Go through the data below and gather each line containing "styled".

Collected data =>

□ □ □ □ □ □ □

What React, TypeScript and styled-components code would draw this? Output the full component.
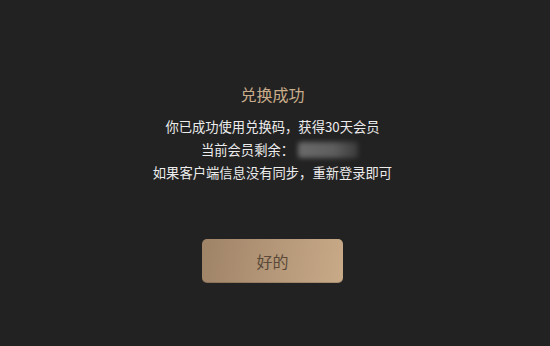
import React from "react";
import styled, { createGlobalStyle } from "styled-components";

const GlobalStyle = createGlobalStyle`
  html, body {
    margin: 0;
    padding: 0;
    background: #222222;
  }
  body {
    font-family: "Noto Sans CJK SC", "Noto Sans", sans-serif;
  }
`;

const Dialog = styled.div`
  width: 550px;
  height: 346px;
  box-sizing: border-box;
  background: #222222;
  display: flex;
  flex-direction: column;
  align-items: center;
  padding: 82px 5px 0 0;
`;

const Title = styled.h2`
  margin: 0;
  font-size: 16px;
  font-weight: 400;
  line-height: 24px;
  color: #c9ad8b;
`;

const Message = styled.div`
  margin-top: 9px;
  display: flex;
  flex-direction: column;
  align-items: center;
  font-size: 13.3px;
  line-height: 23px;
  color: #ececec;
`;

const Line = styled.p<{ $indent?: number }>`
  margin: 0;
  padding-left: ${(p) => p.$indent ?? 0}px;
  display: flex;
  align-items: center;
`;

const Hidden = styled.span`
  display: inline-block;
  width: 60px;
  height: 16px;
  margin-left: 4px;
  border-radius: 3px;
  background: linear-gradient(90deg, #6a6a6a 0%, #5e5e5e 60%, #3a3a3a 100%);
  filter: blur(2.5px);
`;

const Confirm = styled.button`
  margin-top: 55px;
  width: 141px;
  height: 44px;
  border: none;
  border-radius: 5px;
  background: linear-gradient(100deg, #9f8367 0%, #b49778 50%, #c8aa88 100%);
  box-shadow: inset 0 -1px 0 rgba(0, 0, 0, 0.15);
  color: #5b4a39;
  font-family: "Noto Sans CJK SC", "Noto Sans", sans-serif;
  font-size: 16px;
  cursor: pointer;
  outline: none;
`;

export default function App() {
  return (
    <>
      <GlobalStyle />
      <Dialog>
        <Title>兑换成功</Title>
        <Message>
          <Line>你已成功使用兑换码，获得30天会员</Line>
          <Line $indent={14}>
            当前会员剩余：<Hidden />
          </Line>
          <Line>如果客户端信息没有同步，重新登录即可</Line>
        </Message>
        <Confirm>好的</Confirm>
      </Dialog>
    </>
  );
}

□ □ □ □ □ □ □

Response =>
What React, TypeScript and styled-components code would draw this? Output the full component.
import styled, { createGlobalStyle } from "styled-components";
const Dialog = styled.div`
const Title = styled.h2`
const Message = styled.div`
const Line = styled.p<{ $indent?: number }>`
const Hidden = styled.span`
const Confirm = styled.button`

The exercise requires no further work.